Senin, 14 Mei 2012

Beda frekuensi, penyebab ELT Sukhoi tidak terdeteksi

Saat Sukhoi Superjet 100 jatuh di Gunung Salak, Rabu (9/5), Emergency Located Transmitter (ELT) tidak terdeteksi oleh tim SAR. Perbedaan frekuensi, ternyata menjadi penyebabnya. "ELT dulu namanya Emergency Located Beacon Aircraft (ELBA).

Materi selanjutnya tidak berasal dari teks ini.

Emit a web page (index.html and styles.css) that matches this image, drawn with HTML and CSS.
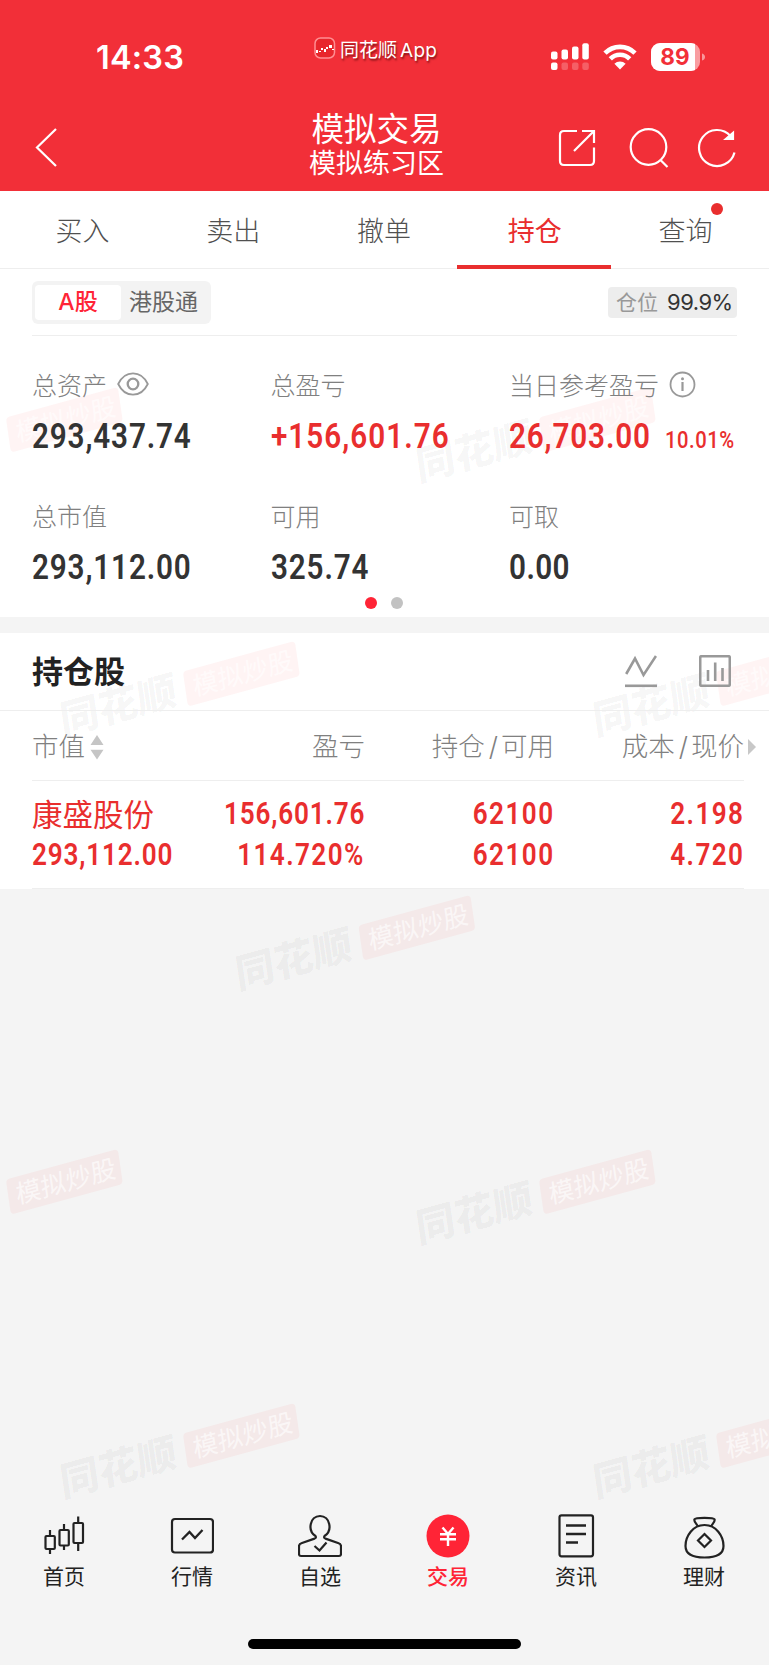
FILE: index.html
```html
<!DOCTYPE html>
<html lang="zh-CN">
<head>
<meta charset="utf-8">
<title>模拟交易</title>
<link rel="stylesheet" href="styles.css">
</head>
<body>
<div class="app">
  <header class="header">
    <div class="status">
      <span class="time">14:33</span>
      <span class="island">
        <svg width="22" height="22" viewBox="0 0 22 22"><rect x="1" y="1" width="19.5" height="20" rx="5.5" fill="#e8262c" stroke="#ff8f92" stroke-width="1.5"/><path d="M2 13h2v3H2zM5 14h2v1H5zM7 11h2v2H7zM10 12h2v3h-2zM12 10h2v2h-2zM15 8h3v3h-3zM18 12h2v1h-2z" fill="#fff"/></svg>
        <span>同花顺<b class="latin">App</b></span>
      </span>
      <span class="indicators">
        <svg width="39" height="28" viewBox="0 0 39 28" fill="#fff"><rect x="0" y="8.500" width="6.500" height="8" rx="2"/><rect x="10.500" y="6.500" width="6.500" height="10" rx="2"/><rect x="21" y="3.500" width="6.500" height="13" rx="2"/><rect x="31.300" y="0.300" width="6.500" height="16.200" rx="2"/><rect x="0" y="19.500" width="6.500" height="7.500" rx="2"/><g opacity=".23"><rect x="10.500" y="19.500" width="6.500" height="7.500" rx="2"/><rect x="21" y="19.500" width="6.500" height="7.500" rx="2"/><rect x="31.300" y="19.500" width="6.500" height="7.500" rx="2"/></g></svg>
        <svg class="wifi" width="34" height="26" viewBox="0 0 34 26"><g fill="none" stroke="#fff" stroke-width="4.600"><path d="M2 9.200a21 21 0 0 1 30 0"/><path d="M7.300 14.800a13.600 13.600 0 0 1 19.400 0"/></g><path d="M17 25.500l-5.600-5.700a8 8 0 0 1 11.200 0z" fill="#fff"/></svg>
        <span class="battery"><span class="battery-level">89</span></span>
        <svg width="4" height="8" viewBox="0 0 4 8"><path d="M0 .5q3 1 3 3.500t-3 3.500z" fill="#fff" opacity=".5"/></svg>
      </span>
    </div>
    <div class="bar">
      <svg class="back" width="24" height="42" viewBox="0 0 24 42"><path d="M22 2L3 20.500l19 18.500" fill="none" stroke="#fff" stroke-width="2.200"/></svg>
      <div class="titles"><h1>模拟交易</h1><p>模拟练习区</p></div>
      <div class="tools">
        <svg width="38" height="38" viewBox="0 0 38 38" fill="none" stroke="#fff" stroke-width="2.200"><path d="M19 2H6Q2 2 2 6v26q0 4 4 4h26q4 0 4-4V18.500M24 2h12v12M36 2L16 22"/></svg>
        <svg width="42" height="42" viewBox="0 0 42 42" fill="none" stroke="#fff" stroke-width="2.200"><circle cx="20.500" cy="20" r="17.800"/><path d="M32.500 33l7 7"/></svg>
        <svg width="40" height="42" viewBox="0 0 40 42" fill="none" stroke="#fff" stroke-width="2.200"><path d="M38.500 25.500a18 18 0 1 1-4-16.500"/><path d="M37 6v6h-7z" fill="#fff"/></svg>
      </div>
    </div>
  </header>

  <nav class="tabs">
    <a>买入</a><a>卖出</a><a>撤单</a><a class="on">持仓</a><a>查询<i class="badge"></i></a>
  </nav>

  <section class="account">
    <div class="market">
      <div class="segment"><span class="on">A股</span><span>港股通</span></div>
      <div class="ratio">仓位<b>99.9%</b></div>
    </div>
    <div class="stats">
      <div class="stat"><span class="label">总资产<svg class="eye" width="32" height="24" viewBox="0 0 32 24" fill="none" stroke="#999" stroke-width="1.800"><path d="M1.200 12C8-2.200 24-2.200 30.800 12 24 26.200 8 26.200 1.200 12z"/><circle cx="16" cy="12" r="5.300" stroke-width="2.300"/></svg></span><span class="value"><b class="num">293,437.74</b></span></div>
      <div class="stat"><span class="label">总盈亏</span><span class="value up"><b class="num plus">+156,601.76</b></span></div>
      <div class="stat"><span class="label">当日参考盈亏<svg class="info" width="27" height="27" viewBox="0 0 27 27" fill="none" stroke="#999" stroke-width="1.800"><circle cx="13.500" cy="13.500" r="12"/><path d="M13.500 11v9" stroke-width="2.200"/><circle cx="13.500" cy="7.800" r="1.500" fill="#999" stroke="none"/></svg></span><span class="value up"><b class="num daily">26,703.00</b><b class="num pct">10.01%</b></span></div>
      <div class="stat"><span class="label">总市值</span><span class="value"><b class="num">293,112.00</b></span></div>
      <div class="stat"><span class="label">可用</span><span class="value"><b class="num">325.74</b></span></div>
      <div class="stat"><span class="label">可取</span><span class="value"><b class="num short">0.00</b></span></div>
    </div>
    <div class="dots"><i class="on"></i><i></i></div>
  </section>

  <section class="holdings">
    <div class="heading">
      <h2>持仓股</h2>
      <svg width="32" height="34" viewBox="0 0 32 34" fill="none" stroke="#999" stroke-width="2.600"><path d="M1.200 20L10 4.500 18.500 21 31 2"/><path d="M0 31.800h32"/></svg>
      <svg width="32" height="32" viewBox="0 0 32 32" fill="none" stroke="#999"><rect x="1.200" y="1.200" width="29.600" height="29.600" rx="1.500" stroke-width="2.600"/><path d="M9 15v11M16.200 7.500V26M23.500 13v13" stroke-width="2.600"/></svg>
    </div>
    <div class="table">
      <div class="row head">
        <span>市值<svg class="sort" width="14" height="26" viewBox="0 0 14 26" fill="#c5c5c5"><path d="M7 1l6.500 10H.5zM7 25.500L.5 15.800h13z"/></svg></span>
        <span>盈亏</span><span>持仓<i class="slash">/</i>可用</span><span>成本<i class="slash">/</i>现价<svg class="more" width="8" height="16" viewBox="0 0 8 16"><path d="M0 0l8 8-8 8z" fill="#c8c8c8"/></svg></span>
      </div>
      <div class="row stock">
        <span><em>康盛股份</em><b class="num">293,112.00</b></span>
        <span><b class="num">156,601.76</b><b class="num wide">114.720%</b></span>
        <span><b class="num wide">62100</b><b class="num wide">62100</b></span>
        <span><b class="num wide">2.198</b><b class="num wide">4.720</b></span>
      </div>
    </div>
  </section>

  <nav class="dock">
    <a><svg width="44" height="44" viewBox="0 0 44 44" fill="none" stroke="#222" stroke-width="2.200"><rect x="3.500" y="22" width="9.300" height="13" rx="1"/><path d="M8 16v6M8 35v5M22 10v6M22 31.500v4.500M36.200 2.500V9M36.200 29v8"/><rect x="17.500" y="16" width="9.300" height="15.500" rx="1"/><rect x="31.500" y="9" width="9.500" height="20" rx="1"/></svg>首页</a>
    <a><svg width="44" height="44" viewBox="0 0 44 44" fill="none" stroke="#222" stroke-width="2.200"><rect x="2" y="5" width="41" height="33.500" rx="3"/><path d="M12 25.500l7.500-7.500 5.500 6 7.500-8" stroke-width="2.300"/></svg>行情</a>
    <a><svg width="44" height="44" viewBox="0 0 44 44" fill="none" stroke="#222" stroke-width="2.200"><path d="M17.500 22C9 16.500 12 2 22 2s13 14.500 4.500 20c-1 1.500 0 2.200 1 2.600L40 29q3 1 3 3v8q0 2-2 2H3q-2 0-2-2v-8q0-2 3-3l12.500-4.400c1-.4 2-1.100 1-2.600z"/><path d="M16.500 32l5 4.500 7-8"/></svg>自选</a>
    <a class="on"><svg width="44" height="44" viewBox="0 0 44 44"><circle cx="22" cy="22" r="21.500" fill="#ff2436"/><path d="M16.500 13.500L22 20l5.500-6.500M14 20.200h16M14 25.300h16M22 20v12" fill="none" stroke="#fff" stroke-width="2.400"/></svg>交易</a>
    <a><svg width="44" height="44" viewBox="0 0 44 44" fill="none" stroke="#222" stroke-width="2.200"><rect x="5.500" y="1.300" width="33.500" height="41" rx="2"/><path d="M12 11.500h20M12 20h20M12 28.500h12" stroke-width="2.300"/></svg>资讯</a>
    <a><svg width="44" height="45" viewBox="0 0 44 45" fill="none" stroke="#222" stroke-width="2.200"><path d="M16 12.500c-1.500-3-4.500-5-3.500-7.200 1-2 19-2 20 0 1 2.200-2 4.200-3.500 7.200"/><path d="M22.500 11C11 11 3.500 22 3.500 32q0 11.500 19 11.500t19-11.500C41.500 22 34 11 22.500 11z"/><path d="M22.500 20l6.500 6.500-6.500 6.500-6.500-6.500z"/></svg>理财</a>
  </nav>
  <div class="home-indicator"></div>

  <svg class="watermark" width="769" height="1665" viewBox="0 0 769 1665">
    <defs>
      <g id="mark">
        <text class="brand" x="-2.500" y="32" textLength="120">同花顺</text>
        <rect x="127" y="2" width="116" height="35.500" rx="4" fill="#ff2020" fill-opacity=".05"/>
        <text class="tag" x="135" y="29" textLength="103">模拟炒股</text>
      </g>
    </defs>
    <use href="#mark" transform="matrix(.965 -.264 .144 .99 -117 449)"/>
    <use href="#mark" transform="matrix(.965 -.264 .144 .99 416 449)"/>
    <use href="#mark" transform="matrix(.965 -.264 .144 .99 60 703)"/>
    <use href="#mark" transform="matrix(.965 -.264 .144 .99 593 703)"/>
    <use href="#mark" transform="matrix(.965 -.264 .144 .99 235.500 957)"/>
    <use href="#mark" transform="matrix(.965 -.264 .144 .99 -117 1211)"/>
    <use href="#mark" transform="matrix(.965 -.264 .144 .99 416 1211)"/>
    <use href="#mark" transform="matrix(.965 -.264 .144 .99 60 1465)"/>
    <use href="#mark" transform="matrix(.965 -.264 .144 .99 593 1465)"/>
  </svg>
</div>
</body>
</html>
```
FILE: styles.css
```css
* { box-sizing: border-box; margin: 0; padding: 0; }
body { background: #f4f4f4; font-family: Inter, "Noto Sans CJK SC", sans-serif; }
i, em { font-style: normal; }
svg { display: block; flex: none; }
.app { position: relative; isolation: isolate; width: 769px; height: 1665px; overflow: hidden; display: flex; flex-direction: column; }

.header { height: 191px; background: #f22f38; color: #fff; }
.status { height: 111px; display: grid; grid-template-columns: 314px 1fr 218px; align-items: start; }
.time { padding: 38px 0 0 96px; font-size: 32.5px; line-height: 40px; font-weight: 600; letter-spacing: .2px; }
.island { display: flex; gap: 4px; padding-top: 37px; font-size: 19px; line-height: 28px; text-shadow: 1px 2px 2px rgba(60, 0, 0, .6); }
.latin { font-weight: 400; margin-left: 3px; letter-spacing: .3px; }
.indicators { display: flex; align-items: center; padding-top: 43px; }
.wifi { margin-left: 13px; }
.battery { width: 49px; height: 28px; margin: 0 2px 0 14px; border-radius: 9px; overflow: hidden; background: #f99da1; }
.battery-level { display: block; width: 44px; height: 28px; padding-left: 4px; background: #fff; color: #f22f38; font-size: 22.5px; line-height: 28px; font-weight: 700; text-align: center; }
.bar { height: 80px; display: grid; grid-template-columns: 250px 1fr 250px; }
.back { margin: 16px 0 0 34px; }
.titles { text-align: center; white-space: nowrap; margin-left: -16px; }
.titles h1 { font-size: 32.5px; font-weight: 400; line-height: 37px; }
.titles p { font-size: 27px; line-height: 32px; }
.tools { display: flex; align-items: center; height: 74px; padding-left: 39px; gap: 32px; }
.tools svg:last-child { margin-left: -6px; }

.tabs { height: 78px; padding: 0 8px 0 7px; display: flex; background: #fff; border-bottom: 1px solid #eee; }
.tabs a { flex: 1; position: relative; text-align: center; font-size: 27px; line-height: 81px; height: 77px; color: #505050; font-weight: 300; }
.tabs .on { color: #e92e2e; font-weight: 400; }
.tabs .on::after { content: ""; position: absolute; left: -2px; right: -1px; bottom: -1px; height: 4px; background: #e92e2e; }
.badge { position: absolute; right: 38px; top: 12px; width: 12px; height: 12px; border-radius: 50%; background: #e92e2e; }

.account { height: 348px; background: #fff; }
.market, .stats, .heading, .table, .dock { position: relative; z-index: 1; }
.market { height: 67px; margin: 0 32px; padding-top: 12px; display: flex; justify-content: space-between; border-bottom: 1px solid #eee; }
.segment { display: flex; width: 179px; height: 43px; padding: 4px 3px; border-radius: 6px; background: #f3f3f3; color: #666; font-size: 23px; line-height: 35px; }
.segment .on { width: 86px; height: 35px; margin-right: 8px; border-radius: 4px; background: #fff; color: #ff2436; text-align: center; font-weight: 500; }
.ratio { width: 129px; height: 31px; margin-top: 6px; padding-left: 8px; border-radius: 4px; background: #ededed; color: #999; font-size: 21px; line-height: 31px; white-space: nowrap; }
.ratio b { margin-left: 9px; color: #333; font-weight: 400; font-size: 22px; letter-spacing: -.5px; }
.stats { height: 257px; padding: 28px 0 0 32px; display: grid; grid-template-columns: 238.5px 238.5px 1fr; grid-template-rows: 131px 126px; }
.stat { display: flex; flex-direction: column; }
.label { display: flex; align-items: center; height: 40px; font-size: 25px; color: #808080; font-weight: 300; }
.eye { margin-left: 10px; }
.info { margin-left: 10px; }
.value { display: flex; align-items: baseline; height: 50px; margin-top: 7px; color: #333; font-size: 34.5px; line-height: 50px; }
.num { font-family: Roboto, sans-serif; font-weight: 600; display: inline-block; letter-spacing: 1px; transform: scaleX(.86); transform-origin: left; white-space: nowrap; }
.up { color: #e92e2e; }
.plus { letter-spacing: 1.2px; }
.short { letter-spacing: .5px; }
.pct { font-size: 23.5px; font-weight: 500; margin-left: -9px; letter-spacing: .6px; }
.dots { display: flex; justify-content: center; gap: 14px; padding: 4px 1px 0 0; }
.dots i { width: 12px; height: 12px; border-radius: 50%; background: #c2c2c2; }
.dots .on { background: #ff2436; }

.holdings { margin-top: 16px; background: #fff; height: 256px; }
.heading { display: flex; align-items: center; height: 78px; padding: 0 38px 0 32px; border-bottom: 1px solid #eee; }
.heading h2 { flex: 1; font-size: 31px; font-weight: 700; color: #222; padding-bottom: 4px; }
.heading svg { margin-bottom: 1px; }
.heading svg + svg { margin-left: 42px; }
.row { display: grid; grid-template-columns: 150px 183px 189px 190px; width: 712px; margin-left: 32px; text-align: right; }
.row > span:first-child { text-align: left; }
.head { height: 70px; border-bottom: 1px solid #eee; font-size: 26.5px; line-height: 71px; color: #808080; white-space: nowrap; font-weight: 300; }
.head > span { position: relative; height: 69px; }
.slash { margin: 0 3px 0 4px; }
.sort { position: absolute; left: 58px; top: 23px; }
.more { position: absolute; right: -12px; top: 28px; }
.stock { height: 108px; padding-top: 12px; border-bottom: 1px solid #eee; color: #e92e2e; font-size: 31.5px; line-height: 41px; }
.stock > span { display: flex; flex-direction: column; align-items: flex-end; }
.stock > span:first-child { align-items: flex-start; }
.stock em { height: 41px; line-height: 43px; font-size: 30.5px; white-space: nowrap; }
.stock .num { transform-origin: right; transform: scaleX(.83); }
.stock .wide { letter-spacing: 1.7px; }
.stock > span:first-child .num { transform-origin: left; }

.dock { margin-top: 625px; display: flex; }
.dock a { width: 128px; height: 79px; display: flex; flex-direction: column; align-items: center; gap: 3px; font-size: 21px; line-height: 32px; color: #222; }
.dock .on { color: #ff2436; font-weight: 500; }
.dock a:last-child { gap: 2px; }
.home-indicator { width: 273px; height: 10px; margin: 46px auto 0; border-radius: 5px; background: #000; }

.watermark { position: absolute; left: 0; top: 0; z-index: 0; pointer-events: none; }
.brand { font-size: 40px; font-weight: 900; fill: #000; fill-opacity: .045; }
.tag { font-size: 25.5px; fill: #fff; fill-opacity: .65; }
```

Alat itu sudah merupakan standar penerbangan sipil kalau ada pesawat jatuh dengan tekanan atau tinggi di atas 5 dia akan memancar frekuensi sehingga kalau dia jatuh bisa dicari," kata pengamat telematika Roy Suryo Notodiprojo di Cijeruk, Bogor Roy yang juga anggota Komisi I DPR ini diminta bantuan oleh Kepala Badan SAR Nasional Daryatmo untuk mendeteksi peralatan yang ditemukan tim SAR dari evakuasi korban di Gunung Salak. Roy menjelaskan, di Indonesia, otoritas penerbangan menggunakan frekuensi 406 Mhz untuk memonitor ELT. Sedangkan, ELT yang digunakan Sukhoi yang nahas tersebut adalah model lama dengan frekuensi 105. "Ternyata terjawablah sekarang. Yang kita jadikan panduan dalam monitor satelit yang kerjasama dengan Basarnas, yang memonitor di frekuensi 406. Ternyata ELT yang digunakan pesawat Sukhoi (model) lama, masih menggunakan frekuensi lama di 105, sehingga akibatnya, tidak lagi termonitor karena 105 VHF itu jenis pancarannya line offline atau lurus," papar pria bergelar Kanjeng Raden Mas Tumenggung ini. Dengan sinyal lurus tersebut, maka jika pancaran sinyal terhalang gunung tidak akan terdeteksi oleh alat penerima. "Andaikan sempat menyala, ELT tidak terdeteksi karena terhalang gunung. Di Indonesia rata-rata menggunakan frekuensi 406," ujarnya. "Ini akan jadi koreksi kalau pesawat ini masih dipasarkan. Kita ada pakai VHF tapi untuk latihan terbang saja," pungkas Roy.